Wal-Mart to Pay More Than $11.7 Million to Settle Sex Discrimination Suit
Wal-Mart has agreed to pay $11.7 million in back wages and compensatory damages, its share of employer taxes, and up to $250,000 in administration fees. The company will furnish other relief, including jobs, to settle a sex discrimination lawsuit filed by the U.S. Equal Employment Opportunity Commission (EEOC), the agency announced Monday.
According to EEOC’s lawsuit, Wal-Mart’s London, Ky., distribution center denied jobs to female applicants from 1998 to February 2005. During that time period, EEOC contends, Wal-Mart regularly hired male entry-level applicants for warehouse positions, but excluded female appli¬cants who were equally or better qualified. The EEOC alleged that Wal-Mart regularly used gender stereotypes in filling entry-level order filler positions. Hiring officials told applicants that order filling positions were not suitable for women, and that they hired mainly 18- to 25-year-old males for order filling positions, EEOC said.

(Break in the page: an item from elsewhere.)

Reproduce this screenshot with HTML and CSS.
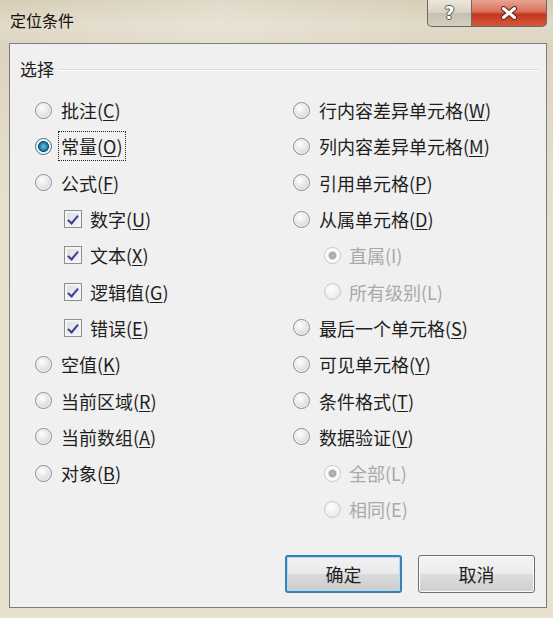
FILE: index.html
```html
<!DOCTYPE html>
<html lang="zh-CN">
<head>
    <meta charset="UTF-8">
    <title>定位条件</title>
    <link rel="stylesheet" href="styles.css">
</head>
<body>
    <div class="window">
        <div class="titlebar">
            <div class="title">定位条件</div>
            <div class="caption-buttons">
                <div class="cap-btn help">?</div>
                <div class="cap-btn close">
                    <svg width="18" height="14" viewBox="0 0 18 14">
                        <path d="M3.5 2.5 L14.5 11.5 M14.5 2.5 L3.5 11.5" stroke="#5e2a22" stroke-width="5" stroke-linecap="round"/>
                        <path d="M3.5 2.5 L14.5 11.5 M14.5 2.5 L3.5 11.5" stroke="#fff" stroke-width="3" stroke-linecap="round"/>
                    </svg>
                </div>
            </div>
        </div>

        <div class="client">
            <div class="group-title">
                <span>选择</span>
                <div class="group-line"></div>
            </div>

            <div class="columns">
                <div class="column">
                    <div class="row"><span class="radio"></span><span class="label">批注(<u>C</u>)</span></div>
                    <div class="row"><span class="radio checked"></span><span class="label focus">常量(<u>O</u>)</span></div>
                    <div class="row"><span class="radio"></span><span class="label">公式(<u>F</u>)</span></div>
                    <div class="row sub"><span class="check"></span><span class="label">数字(<u>U</u>)</span></div>
                    <div class="row sub"><span class="check"></span><span class="label">文本(<u>X</u>)</span></div>
                    <div class="row sub"><span class="check"></span><span class="label">逻辑值(<u>G</u>)</span></div>
                    <div class="row sub"><span class="check"></span><span class="label">错误(<u>E</u>)</span></div>
                    <div class="row"><span class="radio"></span><span class="label">空值(<u>K</u>)</span></div>
                    <div class="row"><span class="radio"></span><span class="label">当前区域(<u>R</u>)</span></div>
                    <div class="row"><span class="radio"></span><span class="label">当前数组(<u>A</u>)</span></div>
                    <div class="row"><span class="radio"></span><span class="label">对象(<u>B</u>)</span></div>
                </div>
                <div class="column">
                    <div class="row"><span class="radio"></span><span class="label">行内容差异单元格(<u>W</u>)</span></div>
                    <div class="row"><span class="radio"></span><span class="label">列内容差异单元格(<u>M</u>)</span></div>
                    <div class="row"><span class="radio"></span><span class="label">引用单元格(<u>P</u>)</span></div>
                    <div class="row"><span class="radio"></span><span class="label">从属单元格(<u>D</u>)</span></div>
                    <div class="row sub disabled"><span class="radio checked"></span><span class="label">直属(I)</span></div>
                    <div class="row sub disabled"><span class="radio"></span><span class="label">所有级别(L)</span></div>
                    <div class="row"><span class="radio"></span><span class="label">最后一个单元格(<u>S</u>)</span></div>
                    <div class="row"><span class="radio"></span><span class="label">可见单元格(<u>Y</u>)</span></div>
                    <div class="row"><span class="radio"></span><span class="label">条件格式(<u>T</u>)</span></div>
                    <div class="row"><span class="radio"></span><span class="label">数据验证(<u>V</u>)</span></div>
                    <div class="row sub disabled"><span class="radio checked"></span><span class="label">全部(L)</span></div>
                    <div class="row sub disabled"><span class="radio"></span><span class="label">相同(E)</span></div>
                </div>
            </div>

            <div class="buttons">
                <div class="btn default">确定</div>
                <div class="btn">取消</div>
            </div>
        </div>
    </div>
</body>
</html>
```

FILE: styles.css
```css
body {
    margin: 0;
    font-family: "Noto Sans CJK SC", "Noto Sans", sans-serif;
    background: #e2dac6;
}
.window {
    width: 553px;
    height: 618px;
    box-sizing: border-box;
    display: flex;
    flex-direction: column;
    background: linear-gradient(180deg, #d9d0bb 0%, #e6dfcd 30%, #e8e1d0 100%);
}
.titlebar {
    height: 43px;
    flex-shrink: 0;
    display: flex;
    align-items: flex-start;
    padding-left: 10px;
    background:
        linear-gradient(90deg, rgba(255,255,255,0) 0%, rgba(255,255,255,0.25) 40%, rgba(255,255,255,0) 80%),
        linear-gradient(180deg, #d6cdb6 0%, #e2dac8 60%, #ddd5c2 100%);
}
.title {
    font-size: 16px;
    color: #111;
    margin-top: 8px;
    line-height: 24px;
}
.caption-buttons {
    margin-left: auto;
    margin-right: 6px;
    display: flex;
    height: 27px;
}
.cap-btn {
    height: 26px;
    display: flex;
    align-items: center;
    justify-content: center;
    border: 1px solid #6d675d;
    border-top: none;
}
.help {
    width: 43px;
    border-right: none;
    border-radius: 0 0 0 5px;
    background: linear-gradient(180deg, #ece7dc 0%, #d8d1c2 50%, #c6bfae 51%, #d5cfc2 100%);
    color: #fff;
    font-family: "DejaVu Sans", sans-serif;
    font-weight: bold;
    font-size: 17px;
    text-shadow: 1px 0 0 #555, -1px 0 0 #555, 0 1px 0 #555, 0 -1px 0 #555;
}
.close {
    width: 74px;
    border-radius: 0 0 5px 0;
    background: linear-gradient(180deg, #e9a491 0%, #d9705c 45%, #c3361f 55%, #d45a3e 100%);
}
.client {
    flex: 1;
    margin: 0 6px 10px 9px;
    border: 1px solid #7c7c7c;
    background: #f0f0f0;
    display: flex;
    flex-direction: column;
    color: #1e1e1e;
}
.group-title {
    display: flex;
    align-items: center;
    padding: 13px 8px 0 10px;
    font-size: 17px;
    line-height: 24px;
}
.group-line {
    flex: 1;
    height: 1px;
    margin-left: 6px;
    margin-top: 1px;
    background: #d9d9d9;
    box-shadow: 0 1px 0 #fff;
}
.columns {
    display: grid;
    grid-template-columns: 258px 1fr;
    padding: 11px 0 0 25px;
}
.row {
    height: 36.3px;
    display: flex;
    align-items: center;
    font-size: 18px;
}
.row.sub {
    padding-left: 29px;
}
.column + .column .row.sub {
    padding-left: 31px;
}
.label {
    margin-left: 9px;
    line-height: 24px;
}
.label u {
    text-underline-offset: 2px;
}
.focus {
    outline: 1px dotted #222;
    outline-offset: 2px;
}
.radio {
    width: 17px;
    height: 17px;
    border-radius: 50%;
    box-sizing: border-box;
    border: 1px solid #8c8e90;
    background: radial-gradient(circle at 40% 35%, #ffffff 0%, #e8e8e8 45%, #c8c9cb 100%);
    box-shadow: inset 0 0 0 1px #f4f4f4;
    flex-shrink: 0;
}
.radio.checked {
    border-color: #3c6f8d;
    background: radial-gradient(circle at 50% 50%, #6cc4e6 0%, #1e7fae 35%, #0d4f73 48%, #e6eef2 55%, #ffffff 70%, #c8ccd0 100%);
}
.check {
    width: 18px;
    height: 18px;
    box-sizing: border-box;
    border: 1px solid #8e8f8f;
    background: linear-gradient(135deg, #dcdcdc 0%, #f6f6f6 100%);
    box-shadow: inset 0 0 0 2px #f4f4f4;
    position: relative;
    flex-shrink: 0;
}
.check::after {
    content: "";
    position: absolute;
    left: 5px;
    top: 2px;
    width: 4px;
    height: 9px;
    border: solid #3a3f9a;
    border-width: 0 2.5px 2.5px 0;
    transform: rotate(40deg);
}
.row.sub .label {
    margin-left: 8px;
}
.disabled {
    color: #a9a9a9;
}
.disabled .radio {
    border-color: #c8c8c8;
    background: radial-gradient(circle at 40% 35%, #ffffff 0%, #eeeeee 60%, #dedede 100%);
    box-shadow: none;
}
.disabled .radio.checked {
    background: radial-gradient(circle, #b9b9b9 0%, #a8a8a8 30%, #f2f2f2 42%, #ffffff 60%, #dedede 100%);
}
.buttons {
    margin-top: auto;
    display: flex;
    justify-content: flex-end;
    gap: 16px;
    padding: 0 11px 14px 0;
}
.btn {
    width: 117px;
    height: 38px;
    box-sizing: border-box;
    border: 1px solid #707070;
    border-radius: 3px;
    display: flex;
    align-items: center;
    justify-content: center;
    font-size: 18px;
    color: #1e1e1e;
    background: linear-gradient(180deg, #f3f3f3 0%, #ebebeb 50%, #dddddd 51%, #cfcfcf 100%);
    box-shadow: inset 0 0 0 1px #fbfbfb;
}
.btn.default {
    border: 2px solid #3c7fb1;
    box-shadow: inset 0 0 0 1px #a9e0f6;
    background: linear-gradient(180deg, #f2f2f2 0%, #e9e9e9 50%, #dadada 51%, #cdcdcd 100%);
}
```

The consent decree settling the suit, entered by the court on March 1, 2010, requires Wal-Mart to provide order filler jobs, as they become available, to eligible and interested female class members, as determined by a claims administrator. Wal-Mart will fill the first 50 available order filler positions with female class members. For the next 50 positions, female class members will be offered every other job. Thereafter, every third position will be offered to female class members.
“Forty-plus years after the passage of the Equal Pay Act and Title VII of the Civil Rights Act, far too many employers are still blatantly excluding women from particular jobs, segregating their workforces on the basis of sex, and denying women equal pay for equal work,” said acting EEOC Chairman Stuart J. Ishimaru. “Let this major settlement serve as a warning: Employers must stop engaging in these outdated and sexist practices, or they will face severe legal consequences.”
A settlement administrator will distribute the proceeds to eligible class members. Wal-Mart has agreed to pay the first $250,000 of the administration costs.
Indianapolis EEOC Senior Trial Attorney Nancy Dean Edmonds said, “Although it took a long time, we are very pleased that women who want to work at the London Distribution Center will now be able to do so and those who were rejected will be compensated for their losses and offered jobs.”
Louisville EEOC Senior Trial Attorney Aimee McFerren added, “It is satisfying to know that the EEOC’s efforts will allow the women in eastern Kentucky affected by Wal-Mart’s discriminatory practices to better themselves and their families.”